The centrally located neighborhood, Thamel, is the main tourist area in Kathmandu and has a huge array of food, accommodations, shopping, and sightseeing options. Whether on a backpacker’s budget of $4 hostel dorms and $2 meals or a more lavish budget of luxury hotels and fine dining, Thamel has it all. The best way to take in the sights is by foot. Get lost in the intricate maze of winding streets and alleys, full of dusty trinkets, beautiful jewelry, and flowing and colorful clothing. Try the street food—momos are the best, or freshly baked aloo parattha. Stop in a quiet cafe for a pastry and cup of masala tea.
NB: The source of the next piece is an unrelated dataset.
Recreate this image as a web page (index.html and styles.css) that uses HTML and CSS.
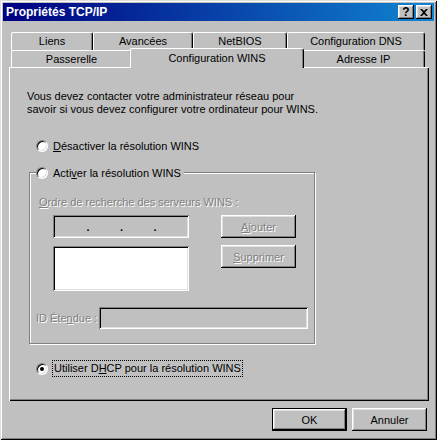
FILE: index.html
```html
<!DOCTYPE html>
<html lang="fr">
<head>
  <meta charset="UTF-8">
  <title>Propriétés TCP/IP</title>
  <link rel="stylesheet" href="styles.css">
</head>
<body>
  <div class="window">
    <div class="titlebar">
      <span class="title">Propriétés TCP/IP</span>
      <div class="caption-buttons">
        <span class="cap-btn">?</span>
        <span class="cap-btn">
          <svg width="8" height="7" viewBox="0 0 8 7"><path d="M0 0h2l2 2 2-2h2L5 3.5 8 7H6L4 5 2 7H0l3-3.5z" fill="#000"/></svg>
        </span>
      </div>
    </div>

    <div class="dialog">
      <div class="tabs">
        <div class="tab-row">
          <div class="tab w-liens">Liens</div>
          <div class="tab w-avancees">Avancées</div>
          <div class="tab w-netbios">NetBIOS</div>
          <div class="tab w-dns">Configuration DNS</div>
        </div>
        <div class="tab-row">
          <div class="tab w-passerelle">Passerelle</div>
          <div class="tab w-wins selected">Configuration WINS</div>
          <div class="tab w-ip">Adresse IP</div>
        </div>
      </div>

      <div class="pane">
        <p class="intro">Vous devez contacter votre administrateur réseau pour<br>savoir si vous devez configurer votre ordinateur pour WINS.</p>

        <div class="radio-row first">
          <span class="radio"></span>
          <span><u>D</u>ésactiver la résolution WINS</span>
        </div>

        <div class="group">
          <div class="radio-row legend">
            <span class="radio"></span>
            <span>Acti<u>v</u>er la résolution WINS</span>
          </div>

          <div class="disabled order-label"><u>O</u>rdre de recherche des serveurs WINS :</div>

          <div class="servers">
            <div class="server-fields">
              <div class="field ip-field">
                <span class="octet"></span><span class="dot">.</span>
                <span class="octet"></span><span class="dot">.</span>
                <span class="octet"></span><span class="dot">.</span>
                <span class="octet"></span>
              </div>
              <div class="field listbox"></div>
            </div>
            <div class="server-buttons">
              <div class="button disabled"><u>A</u>jouter</div>
              <div class="button disabled"><u>S</u>upprimer</div>
            </div>
          </div>

          <div class="scope-row">
            <span class="disabled scope-label">ID Éte<u>n</u>due :</span>
            <div class="field scope-field"></div>
          </div>
        </div>

        <div class="radio-row dhcp">
          <span class="radio checked"></span>
          <span class="focus">Utiliser D<u>H</u>CP pour la résolution WINS</span>
        </div>
      </div>

      <div class="footer">
        <div class="button default">OK</div>
        <div class="button">Annuler</div>
      </div>
    </div>
  </div>
</body>
</html>
```

FILE: styles.css
```css
body {
  margin: 0;
  background: #c0c0c0;
  font-family: "Liberation Sans", Arial, sans-serif;
  font-size: 11px;
  color: #000;
}
u {
  text-decoration: underline;
  text-underline-offset: 1px;
}
.window {
  width: 437px;
  height: 440px;
  box-sizing: border-box;
  padding: 3px;
  background: #c0c0c0;
  box-shadow: inset 1px 1px #dfdfdf, inset -1px -1px #000, inset 2px 2px #fff, inset -2px -2px #808080;
}
.titlebar {
  height: 18px;
  display: flex;
  align-items: center;
  justify-content: space-between;
  padding: 0 2px 0 3px;
  background: linear-gradient(90deg, #000080, #1084d0);
}
.title {
  color: #fff;
  font-weight: bold;
  font-size: 12px;
}
.caption-buttons {
  display: flex;
  gap: 2px;
}
.cap-btn {
  width: 16px;
  height: 14px;
  box-sizing: border-box;
  display: flex;
  align-items: center;
  justify-content: center;
  background: #c0c0c0;
  font-weight: bold;
  font-size: 12px;
  line-height: 14px;
  box-shadow: inset -1px -1px #000, inset 1px 1px #fff, inset -2px -2px #808080, inset 2px 2px #dfdfdf;
}
.dialog {
  padding: 11px 0 0 6px;
}
.tabs {
  margin-left: 2px;
  width: 414px;
}
.tab-row {
  display: flex;
  height: 18px;
}
.tab-row + .tab-row {
  height: 17px;
}
.tab {
  box-sizing: border-box;
  height: 100%;
  text-align: center;
  line-height: 16px;
  border-top: 1px solid #fff;
  border-left: 1px solid #fff;
  border-right: 1px solid #000;
  border-radius: 2px 3px 0 0;
  box-shadow: inset -1px 0 #808080;
}
.w-liens { width: 82px; }
.w-avancees { width: 100px; }
.w-netbios { width: 94px; }
.w-dns { width: 138px; }
.w-passerelle { width: 121px; }
.w-wins { width: 170px; }
.w-ip { width: 123px; }
.tab.selected {
  position: relative;
  z-index: 1;
  height: 20px;
  margin: -2px -2px 0 -2px;
  width: 174px;
  background: #c0c0c0;
  line-height: 18px;
}
.pane {
  width: 420px;
  height: 334px;
  box-sizing: border-box;
  padding: 0 0 0 18px;
  box-shadow: inset 1px 1px #fff, inset -1px -1px #000, inset -2px -2px #808080;
  overflow: hidden;
}
.intro {
  margin: 0;
  padding-top: 23px;
  line-height: 13px;
}
.radio-row {
  display: flex;
  align-items: center;
  gap: 5px;
  height: 13px;
  margin-left: 9px;
}
.radio-row.first {
  margin-top: 23px;
}
.radio {
  width: 12px;
  height: 12px;
  box-sizing: border-box;
  border-radius: 50%;
  background: #fff;
  border: 1px solid;
  border-color: #808080 #fff #fff #808080;
  box-shadow: inset 1px 1px #000, inset -1px -1px #dfdfdf;
  display: flex;
  align-items: center;
  justify-content: center;
}
.radio.checked::after {
  content: "";
  width: 4px;
  height: 4px;
  border-radius: 50%;
  background: #000;
}
.group {
  margin: 20px 0 0 2px;
  width: 286px;
  box-sizing: border-box;
  border: 1px solid #808080;
  box-shadow: inset 1px 1px #fff, 1px 1px #fff;
  padding-bottom: 14px;
}
.radio-row.legend {
  margin: -7px 0 0 6px;
  width: max-content;
  padding-right: 3px;
  background: #c0c0c0;
}
.disabled {
  color: #808080;
  text-shadow: 1px 1px #fff;
}
.order-label {
  margin: 17px 0 0 9px;
  line-height: 13px;
}
.servers {
  display: flex;
  margin-top: 6px;
}
.server-fields {
  margin-left: 23px;
  display: flex;
  flex-direction: column;
  gap: 8px;
}
.field {
  box-sizing: border-box;
  box-shadow: inset 1px 1px #808080, inset -1px -1px #fff, inset 2px 2px #000, inset -2px -2px #dfdfdf;
}
.ip-field {
  width: 136px;
  height: 23px;
  display: flex;
  align-items: flex-end;
  padding: 0 2px 5px 2px;
}
.octet {
  flex: 1;
}
.dot {
  width: 2px;
  line-height: 11px;
  font-weight: bold;
}
.listbox {
  width: 136px;
  height: 45px;
  background: #fff;
}
.server-buttons {
  margin-left: 32px;
  display: flex;
  flex-direction: column;
  gap: 7px;
}
.button {
  width: 75px;
  height: 23px;
  box-sizing: border-box;
  display: flex;
  align-items: center;
  justify-content: center;
  background: #c0c0c0;
  box-shadow: inset -1px -1px #000, inset 1px 1px #fff, inset -2px -2px #808080, inset 2px 2px #dfdfdf;
}
.button.default {
  border: 1px solid #000;
  box-shadow: inset -1px -1px #000, inset 1px 1px #fff, inset -2px -2px #808080, inset 2px 2px #dfdfdf;
}
.scope-row {
  display: flex;
  align-items: center;
  margin-top: 16px;
}
.scope-label {
  margin-left: 6px;
  width: 63px;
}
.scope-field {
  width: 209px;
  height: 22px;
}
.radio-row.dhcp {
  margin-top: 16px;
  height: 17px;
}
.focus {
  border: 1px dotted #000;
  padding: 0 1px;
  line-height: 15px;
  margin-left: -1px;
}
.footer {
  width: 420px;
  display: flex;
  justify-content: flex-end;
  gap: 5px;
  margin-top: 7px;
  padding-right: 2px;
  box-sizing: border-box;
}
```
A little further outside of Thamel are the main tourist attractions: Swayambhunath, also known as the monkey temple and the highest point in Kathmandu; Boudhanath, the largest Tibetan Buddhist stupa outside of Tibet and an important place of pilgrimage; and Durbar Square, surrounded by the ancient royal palaces of the former Kathmandu Kingdom, believed to have been built in the 11th century, and a UNESCO World Heritage Site. Walk to them if you wish to see some of the less touristy neighborhoods, or take a taxi for a few dollars. Maybe read up on the history of these places beforehand or after, but while you are there try to absorb as much as you can of the sights and smells and energy of each place. Whether or not you understand it all—I know I didn’t—they are ancient, deeply sacred, and really do feel magical.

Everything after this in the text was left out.